MARK HUGHES is the Barefoot Renovator, and he recently moved his office down Freo way – into the old World of Renovation building at 86 High Street. Mark, who’s got a blog on the side (https://thebarefootrenovator. is pretty passionate about good advice on all things reno 

and says he been increasingly asked for advice about the ‘myths’ of the industry. So the Chook invited him to share some of his thoughts, particularly given the volatile nature of the construction industry at the moment, and recent speculation there might be stormy seas ahead.

WHEN the opportunity presented itself to write a regular column on all things renovating, I took little time in propagating several sides of an A4 sheet with a plethora of ideas I had no doubt would be willingly consumed by Herald readers.

However, I quickly reached a couple of far-from-earth-shattering conclusions.

The 700 word-count I’ve been gifted with, would be the work-out equivalent of a warm up; I need way more!

What I think is informative and interesting, may be considered blasé and dull.

Therefore, my inaugural topic will be one very few would choose to ignore; Saving Money. 

While falling short of the Hobbit trilogy, I’ll aptly divide 3,500 words over the forthcoming weeks and subsequently get my work-out after all.

I’d welcome your questions or ideas which I can answer accordingly, thus rendering my second conclusion a distant and irrelevant memory.

I’ll offer my meandering thoughts, advice and bluntness, on the subject, which in the current economic climate with soaring material and labour costs, I hope will provide some insight into key areas worth paying attention to.

Spend More!

To elaborate, I refer to time. Don’t rush the planning and design process. 

The time you spend upfront will reap rewards in the project. 

They say (whoever ‘they’ are) “the Devil’s in the detail” and this is where it counts from the perspective of saving money. 

A thorough set of plans (architectural and engineering), specification and fixtures and fittings schedule, no matter how simple the project, are invaluable. 

They bear an economic currency that could be likened to a tradable commodity.

Like a savvy stockbroker watching the market dive, who sees the potential in others losses, some builders and trades will look upon a feeble set of plans with glee. 

They can smell the variations and subsequent additional income a mile off. 

During a boom (‘Hello!”), I’m sure jet skis and overseas holidays are purchased before projects commence, safe in the knowledge that nothing short of a small pot of gold will be attained by completion.

“If it’s not on the plan, it’s not in the quote.”

I could run a day’s workshop devoted solely to the ‘holes’ I’ve seen in plans ranging from a simple kitchen renovation to renovations costing well in excess of half a million dollars. 

You know what? I can hear my father’s voice saying “If I had a dollar for every time…..I’d be a millionaire”. Well, my bank account would be way short of seven figures but I’d definitely be able to afford a jet ski and overseas holiday!

At the other end of the spectrum, a detailed set of plans and a clear specification are to exploitive builders, almost worthless. 

They generally leave little room for error and variations will be the sole domain of a client-induced change, made purely at will. 

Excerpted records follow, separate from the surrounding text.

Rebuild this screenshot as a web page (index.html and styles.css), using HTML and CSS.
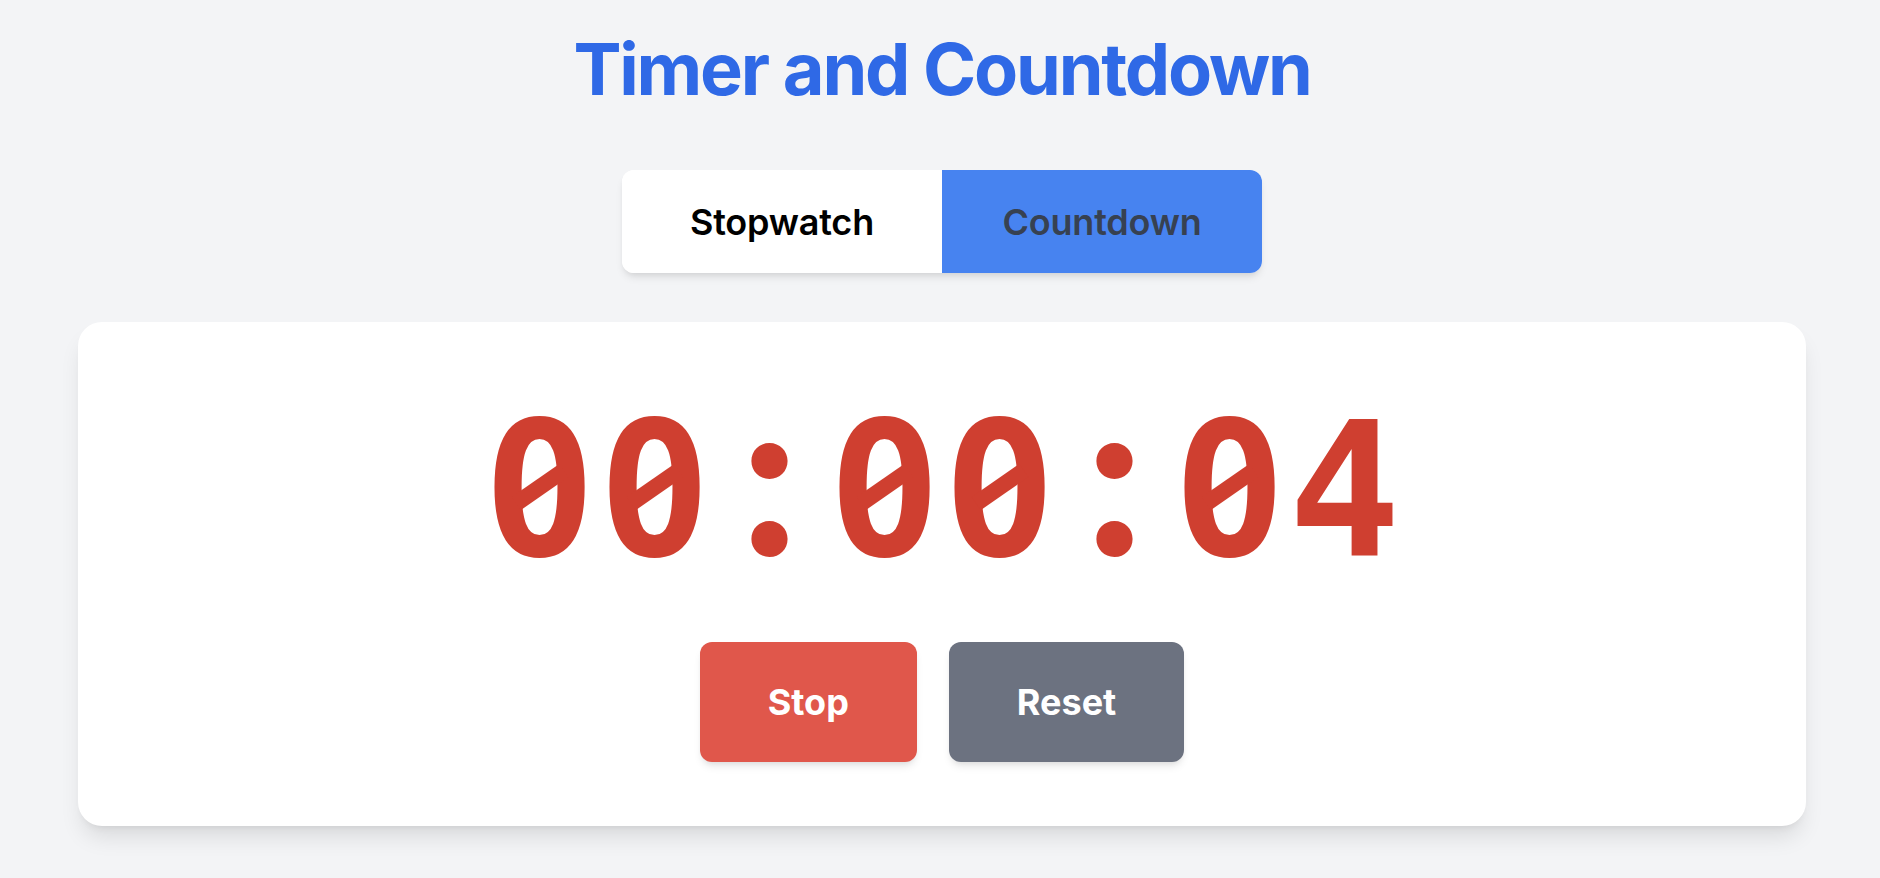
FILE: index.html
```html
<!DOCTYPE html>
<html lang="en">
<head>
<meta charset="utf-8">
<title>Timer and Countdown</title>
<link rel="stylesheet" href="styles.css">
</head>
<body>
<main class="page">
  <h1 class="title">Timer and Countdown</h1>
  <div class="mode-toggle">
    <button class="mode-btn">Stopwatch</button>
    <button class="mode-btn mode-btn--active">Countdown</button>
  </div>
  <section class="card">
    <div class="time"><span class="ch ch--zero">0</span><span class="ch ch--zero">0</span><span class="ch ch--colon">:</span><span class="ch ch--zero">0</span><span class="ch ch--zero">0</span><span class="ch ch--colon">:</span><span class="ch ch--zero">0</span><span class="ch">4</span></div>
    <div class="controls">
      <button class="ctrl ctrl--stop">Stop</button>
      <button class="ctrl ctrl--reset">Reset</button>
    </div>
  </section>
</main>
</body>
</html>
```

FILE: styles.css
```css
* { box-sizing: border-box; }

html, body {
  margin: 0;
  padding: 0;
  background: #f3f4f6;
}

body {
  font-family: Inter, "Noto Sans", "Liberation Sans", sans-serif;
  min-height: 878px;
}

.page {
  display: flex;
  flex-direction: column;
  align-items: center;
  padding: 33px 0 0 4px;
}

.title {
  margin: 0;
  font-size: 72px;
  line-height: 72px;
  font-weight: 700;
  color: #2f69e6;
  letter-spacing: -2.2px;
}

.mode-toggle {
  display: flex;
  margin-top: 65px;
  width: 640px;
  height: 103px;
  border-radius: 12px;
  overflow: hidden;
  background: #ffffff;
  box-shadow: 0 6px 9px -2px rgba(0,0,0,0.10), 0 3px 6px -3px rgba(0,0,0,0.08);
}

.mode-btn {
  flex: 1 1 0;
  display: flex;
  align-items: center;
  justify-content: center;
  border: none;
  margin: 0;
  padding: 0;
  background: #ffffff;
  font-family: inherit;
  font-size: 36px;
  font-weight: 600;
  color: #000000;
  letter-spacing: -0.2px;
}

.mode-btn--active {
  background: #4783f0;
  color: #374151;
}

.card {
  margin-top: 49px;
  width: 1728px;
  background: #ffffff;
  border-radius: 24px;
  padding: 72px 0 64px;
  display: flex;
  flex-direction: column;
  align-items: center;
  box-shadow: 0 15px 22px -4px rgba(0,0,0,0.10), 0 6px 9px -6px rgba(0,0,0,0.10);
}

.time {
  height: 192px;
  white-space: nowrap;
  font-family: "DejaVu Sans Mono", "Liberation Mono", monospace;
  font-weight: 700;
  font-size: 187px;
  line-height: 192px;
  color: #cf3f30;
}

.ch {
  position: relative;
  display: inline-block;
  width: 115px;
  text-align: center;
  vertical-align: baseline;
}

/* slashed zero, like the reference's monospace face */
.ch--zero::before {
  content: "";
  position: absolute;
  left: 50%;
  top: 93px;
  width: 30px;
  height: 62px;
  margin: -31px 0 0 -15px;
  border-radius: 15px;
  background: #ffffff;
}

.ch--zero::after {
  content: "";
  position: absolute;
  left: 50%;
  top: 93px;
  width: 58px;
  height: 16px;
  margin: -8px 0 0 -29px;
  background: #cf3f30;
  transform: rotate(-34.8deg);
}

.ch--colon {
  font-family: Inter, "DejaVu Sans", sans-serif;
  font-size: 214px;
  line-height: 100px;
}

.controls {
  display: flex;
  gap: 32px;
  margin-top: 56px;
}

.ctrl {
  height: 120px;
  padding: 0 68px;
  border: none;
  border-radius: 12px;
  font-family: inherit;
  font-size: 36px;
  font-weight: 700;
  color: #ffffff;
  display: flex;
  align-items: center;
  justify-content: center;
  box-shadow: 0 6px 9px -2px rgba(0,0,0,0.10), 0 3px 6px -3px rgba(0,0,0,0.08);
}

.ctrl--stop { background: #e0574b; }
.ctrl--reset { background: #6c7280; }
```
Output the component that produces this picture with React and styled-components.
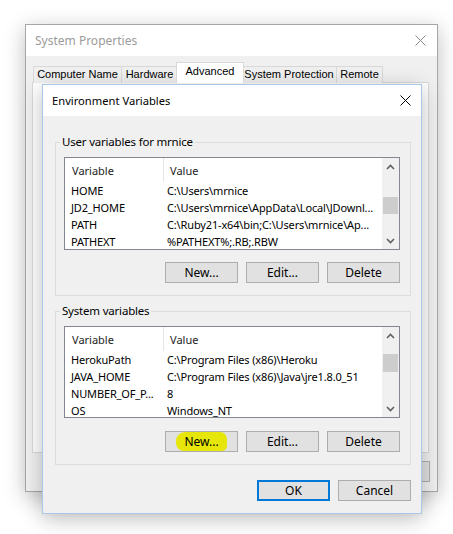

Pricing from such plans should be accurate and while there will always be ‘unknowns’ in a renovation, these can be approached without fear of the builder announcing, “If it’s not on the plan, it’s not in the quote”.

I cannot stress this enough, spend the time in getting the plans and specification right. And by right, I mean, well thought through and well documented.

Changes later will invariably cost; time and/or money – period.

Of course, it may not be possible to think through every design detail and we all want the flexibility to change our minds later, but let’s not get lost in exuberant enthusiasm and regret it later. 

If you hear the words ‘It’ll be alright mate’, from your builder, head for the nearest exit!

*While I did allude to a ‘guarantee’ in the title, I cannot substantiate this by means of refund, discount voucher, free meal or in fairness, in any manner whatsoever, if you do not benefit directly from my advice.